Pour compléter cette étude, une autre méthode, issue de la recherche d’étoiles variables dans l’expérience Eros, a été proposée par Alain Milsztajn. Elle consiste à utiliser une technique de périodogramme qui a l’avantage de pouvoir balayer une large gamme de périodes variant de quelques heures à quelques mois. Cette méthode a tout de suite montré que le périodogramme du nombre d’événements « dilepton » enregistrés par BaBar présentait deux pics correspondant exactement à des fréquences d’un jour solaire et d’une semaine (voir figure 2). C’est un phénomène bien connu des physiciens des particules : la prise de données est toujours plus efficace la nuit et le week-end, quand les experts des détecteurs se reposent… Plus sérieusement, la figure 3 montre le périodogramme associé à ACPT pour les événements de type « dilepton » de charges opposées. On n’observe aucun pic significatif et particulièrement dans la région située autour d’un jour sidéral. Cette méthode confirme donc l’absence de violation de l’invariance de Lorentz déjà observée.

 
CPT ? pas brisé !

Figure 2. Périodogramme portant sur le nombre d'événements de type « dilepton » détectés. On observe 2 pics correspondant à des fréquences de 1/semaine et de 1/jour.

CPT ? pas brisé !

Figure 3. Périodogramme des événements de type « dilepton » de charges opposées. Les fréquences correspondant à un jour solaire et un jour sidéral sont indiquées par un triangle dans l'encart.
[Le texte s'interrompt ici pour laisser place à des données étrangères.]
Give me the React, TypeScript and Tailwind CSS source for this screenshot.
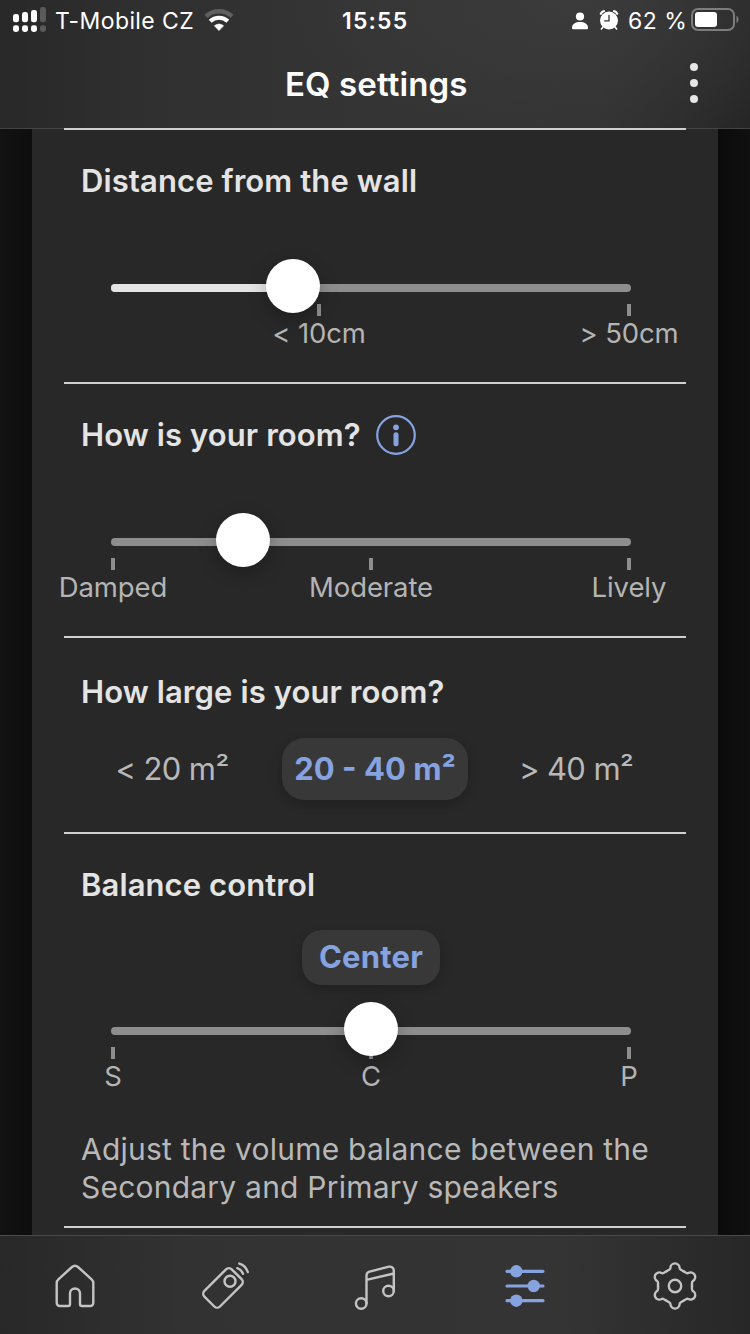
import { ReactNode } from "react";

type Tick = { label: string };

function SignalIcon() {
  const bars = [
    { x: 0, top: 7, on: true },
    { x: 9, top: 5, on: true },
    { x: 18, top: 3, on: true },
    { x: 27, top: 0, on: false },
  ];
  return (
    <svg width="33" height="25" viewBox="0 0 33 25">
      {bars.map((b) => (
        <g key={b.x} fill={b.on ? "#ffffff" : "#5a5a5a"}>
          <rect x={b.x} y={b.top} width="6" height={15.3 - b.top} rx="2.4" />
          <rect x={b.x} y="18.2" width="6" height="6.8" rx="2.4" />
        </g>
      ))}
    </svg>
  );
}

function WifiIcon() {
  return (
    <svg width="30" height="24" viewBox="0 0 30 24" fill="none">
      <path d="M2 8.300A19.300 19.300 0 0 1 28 8.300" stroke="#5f5f5f" strokeWidth="4.400" />
      <path d="M6.200 13.200a13 13 0 0 1 17.600 0" stroke="#fff" strokeWidth="4.200" />
      <path d="M15 22.600l-4.600-4.800a7 7 0 0 1 9.200 0z" fill="#fff" stroke="#fff" strokeWidth="0.600" strokeLinejoin="round" />
    </svg>
  );
}

function PersonIcon() {
  return (
    <svg width="16" height="18" viewBox="0 0 16 18" fill="#fff">
      <circle cx="8" cy="4.500" r="4.100" />
      <path d="M0 16c0-4.200 3.600-6 8-6s8 1.800 8 6c0 .8-.4 1.200-1.200 1.200H1.200C.4 17.200 0 16.800 0 16z" />
    </svg>
  );
}

function AlarmIcon() {
  return (
    <svg width="20" height="20" viewBox="0 0 20 20" fill="none">
      <circle cx="10" cy="10.500" r="9" fill="#fff" />
      <path d="M1.800 3.700C2.400 2.400 3.600 1.400 5 1.200M18.200 3.700c-.6-1.300-1.800-2.300-3.200-2.500" stroke="#fff" strokeWidth="2.200" strokeLinecap="round" />
      <path d="M4.400 16.500l-2 2.500M15.600 16.500l2 2.500" stroke="#fff" strokeWidth="1.600" strokeLinecap="round" />
      <path d="M10 5.300v5.500H5.600" stroke="#333" strokeWidth="1.300" strokeLinecap="round" />
    </svg>
  );
}

function BatteryIcon() {
  return (
    <svg width="48" height="23" viewBox="0 0 48 23" fill="none">
      <rect x="1" y="1" width="42" height="21" rx="6" stroke="#7d7d7d" strokeWidth="2" />
      <rect x="4" y="4" width="22" height="15" rx="3" fill="#fff" />
      <path d="M45.500 8c1.400.6 2 1.900 2 3.500s-.6 2.900-2 3.500z" fill="#7d7d7d" />
    </svg>
  );
}

function InfoIcon() {
  return (
    <svg width="40" height="40" viewBox="0 0 40 40" fill="none">
      <circle cx="20" cy="20" r="18.800" stroke="#86a3e0" strokeWidth="2.200" />
      <circle cx="20" cy="12.300" r="2.900" fill="#86a3e0" />
      <path d="M20 19.700v9" stroke="#86a3e0" strokeWidth="5" strokeLinecap="round" />
    </svg>
  );
}

function NavIcon({ children, color = "#c4c4c4" }: { children: ReactNode; color?: string }) {
  return (
    <svg
      width="48"
      height="48"
      viewBox="0 0 48 48"
      fill="none"
      stroke={color}
      strokeWidth="2.400"
      strokeLinecap="round"
      strokeLinejoin="round"
      className="overflow-visible"
    >
      {children}
    </svg>
  );
}

function HomeIcon() {
  return (
    <NavIcon>
      <path d="M8.700 44H17a2 2 0 0 0 2-2V31.500a5 5 0 0 1 10 0V42a2 2 0 0 0 2 2h8.300a3 3 0 0 0 3-3V21a5 5 0 0 0-1.700-3.700L27 5a4.500 4.500 0 0 0-6 0L7.400 17.300A5 5 0 0 0 5.700 21V41a3 3 0 0 0 3 3z" />
    </NavIcon>
  );
}

function RemoteIcon() {
  return (
    <NavIcon>
      <rect x="2.700" y="14.900" width="38.600" height="22" rx="4" transform="rotate(-45 22 25.900)" />
      <circle cx="29" cy="19.200" r="5.500" />
      <path d="M36.300 6.200c2.600.9 4.700 3 5.700 5.600M38.300 1.600c4 1.200 7.200 4.400 8.500 8.400" />
    </NavIcon>
  );
}

function MusicIcon() {
  return (
    <NavIcon>
      <path d="M15.500 41.500V13.500a4 4 0 0 1 3.100-3.900L37.900 4.700a4 4 0 0 1 4.900 3.900V29M15.500 17.800L42.800 11.500" />
      <circle cx="10.200" cy="41.500" r="5.300" />
      <circle cx="37.500" cy="29" r="5.300" />
    </NavIcon>
  );
}

function EqIcon() {
  return (
    <NavIcon color="#86a3e0">
      <path d="M6 9.300h36M6 24h36M6 38.700h36" strokeWidth="3.200" />
      <g fill="#86a3e0" stroke="none">
        <circle cx="15.300" cy="9.300" r="6.200" />
        <circle cx="32.700" cy="24" r="6.200" />
        <circle cx="15.300" cy="38.700" r="6.200" />
      </g>
    </NavIcon>
  );
}

function GearIcon() {
  return (
    <NavIcon>
      <g transform="translate(24 24)">
        {[0, 60, 120, 180, 240, 300].map((angle) => (
          <path
            key={angle}
            transform={`rotate(${angle})`}
            d="M-8.500-14.700L-5.900-16.200Q-4.600-17-4.600-18a4.600 4.600 0 0 1 9.200 0Q4.600-17 5.900-16.200L8.500-14.700"
          />
        ))}
        <circle r="6.200" />
      </g>
    </NavIcon>
  );
}

function Divider() {
  return <div className="mx-8 h-0.5 shrink-0 bg-[#d0d0d0]" />;
}

function SectionTitle({ children }: { children: ReactNode }) {
  return <h2 className="text-[31px] leading-10 font-semibold tracking-[0.100px] whitespace-nowrap text-[#e4e4e4]">{children}</h2>;
}

function Slider({ value, ticks, filled = false, offset = 0 }: { value: number; ticks: Tick[]; filled?: boolean; offset?: number }) {
  return (
    <div className="ml-[79px] w-[520px]">
      <div className="relative h-2 rounded-full bg-[#8e8e8e]">
        {filled && <div className="h-2 rounded-full bg-[#e4e4e4]" style={{ width: value }} />}
        <div
          className="absolute -top-[25px] z-10 size-[54px] -translate-x-1/2 rounded-full bg-white shadow-[0_6px_18px_rgba(0,0,0,0.25)]"
          style={{ left: value }}
        />
      </div>
      <div className="mt-3 flex justify-between" style={{ marginLeft: offset }}>
        {ticks.map((tick) => (
          <div key={tick.label} className="flex w-1 flex-col items-center">
            <div className="h-3 w-1 bg-[#8e8e8e]" />
            <span className="mt-0.5 text-[27.500px] leading-[30px] tracking-[-0.100px] whitespace-nowrap text-[#b4b4b4]">{tick.label}</span>
          </div>
        ))}
      </div>
    </div>
  );
}

export default function App() {
  return (
    <div className="flex h-[1334px] w-[750px] flex-col overflow-hidden bg-[#0e0e0e] font-['Inter','Liberation_Sans',sans-serif]">
      <header className="h-[128px] shrink-0 bg-[radial-gradient(ellipse_300px_150px_at_570px_0px,#3b3b3b_0%,#33333300_100%),linear-gradient(90deg,#282828_0%,#303030_20%,#343434_50%,#333333_80%,#262626_100%)]">
        <div className="flex h-[39px] items-center text-[23px] text-white">
          <div className="flex w-[342px] items-center pl-[13px]">
            <SignalIcon />
            <span className="ml-[9px] w-[140px] pt-[3px] tracking-[0.400px] whitespace-nowrap">T-Mobile CZ</span>
            <span className="ml-[9px]">
              <WifiIcon />
            </span>
          </div>
          <span className="w-[67px] pt-[3px] font-semibold tracking-[1.200px] whitespace-nowrap">15:55</span>
          <div className="ml-[163px] flex items-center">
            <span className="pt-[2px]">
              <PersonIcon />
            </span>
            <span className="ml-[11px]">
              <AlarmIcon />
            </span>
            <span className="ml-[9px] w-[59px] pt-[3px] tracking-[0.500px] whitespace-nowrap">62 %</span>
            <span className="ml-[4px]">
              <BatteryIcon />
            </span>
          </div>
        </div>
        <div className="flex h-[88px] items-center pl-[285px]">
          <h1 className="w-[183px] pt-[3px] text-[33px] font-semibold tracking-[0.100px] whitespace-nowrap text-white">EQ settings</h1>
          <button className="ml-[222px] flex flex-col gap-2">
            <span className="size-2 rounded-full bg-[#e6e6e6]" />
            <span className="size-2 rounded-full bg-[#e6e6e6]" />
            <span className="size-2 rounded-full bg-[#e6e6e6]" />
          </button>
        </div>
      </header>

      <div className="flex h-[1107px] shrink-0 border-t border-[#444444] bg-[linear-gradient(90deg,#121212_0%,#0d0d0d_5%,#0b0b0b_96%,#101010_100%)]">
        <main className="ml-8 flex w-[686px] flex-col bg-[#282828]">
          {/* first rule sits on top of the header border */}
          <div className="-mt-px">
            <Divider />
          </div>
          <section className="h-[252px] shrink-0 pt-[31px]">
            <div className="mb-[83px] pl-[49px]">
              <SectionTitle>Distance from the wall</SectionTitle>
            </div>
            <Slider value={182} filled offset={206} ticks={[{ label: "< 10cm" }, { label: "> 50cm" }]} />
          </section>

          <Divider />
          <section className="h-[252px] shrink-0 pt-[31px]">
            <div className="mb-[83px] flex items-center pl-[49px]">
              <div className="w-[295px]">
                <SectionTitle>How is your room?</SectionTitle>
              </div>
              <InfoIcon />
            </div>
            <Slider value={132} ticks={[{ label: "Damped" }, { label: "Moderate" }, { label: "Lively" }]} />
          </section>

          <Divider />
          <section className="h-[194px] shrink-0 pt-[34px]">
            <div className="pl-[49px]">
              <SectionTitle>How large is your room?</SectionTitle>
            </div>
            <div className="mt-[26px] flex h-[62px] items-center pl-[48px] text-[31px] whitespace-nowrap text-[#b8b8b8]">
              <button className="w-[184px] text-center tracking-[-0.600px]">&lt; 20 m²</button>
              <button className="ml-[18px] h-[62px] w-[186px] rounded-[22px] bg-[#383838] text-center font-bold text-[#86a3e0] shadow-[0_4px_12px_rgba(0,0,0,0.2)]">
                20 - 40 m²
              </button>
              <button className="ml-4 w-[184px] text-center tracking-[-0.600px]">&gt; 40 m²</button>
            </div>
          </section>

          <Divider />
          <section className="h-[392px] shrink-0 pt-[31px]">
            <div className="pl-[49px]">
              <SectionTitle>Balance control</SectionTitle>
            </div>
            <div className="mt-[25px] ml-[270px] flex h-[55px] w-[138px] items-center justify-center rounded-[20px] bg-[#383838] text-[31px] font-bold tracking-[0.200px] text-[#86a3e0] shadow-[0_4px_12px_rgba(0,0,0,0.2)]">
              Center
            </div>
            <div className="mt-[42px]">
              <Slider value={260} ticks={[{ label: "S" }, { label: "C" }, { label: "P" }]} />
            </div>
            <p className="mt-[39px] pl-[49px] text-[30px] leading-[38px] tracking-[0.220px] whitespace-nowrap text-[#b8b8b8]">
              Adjust the volume balance between the
              <br />
              Secondary and Primary speakers
            </p>
          </section>
          <Divider />
        </main>
      </div>

      <nav className="grid h-[99px] shrink-0 grid-cols-5 items-center justify-items-center border-t border-[#4a4a4a] bg-[linear-gradient(90deg,#282828_0%,#323232_25%,#343434_75%,#272727_100%)] [&>button]:mt-[2px]">
        <button>
          <HomeIcon />
        </button>
        <button>
          <RemoteIcon />
        </button>
        <button>
          <MusicIcon />
        </button>
        <button>
          <EqIcon />
        </button>
        <button>
          <GearIcon />
        </button>
      </nav>
    </div>
  );
}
Cette analyse menée en collaboration avec l’université d’Irvine (Californie) vient d’être publiée dans Physical Review Letter. Même si elle ne met pas en évidence une violation de l’invariance de Lorentz, cette étude n’en reste pas moins intéressante et originale car elle marie des techniques de physique des particules et d’astronomie. Enfin, nous tenons à préciser que l’originalité de la méthode utilisée tient beaucoup à Alain Milsztajn qui nous a quittés trop tôt, l’été dernier.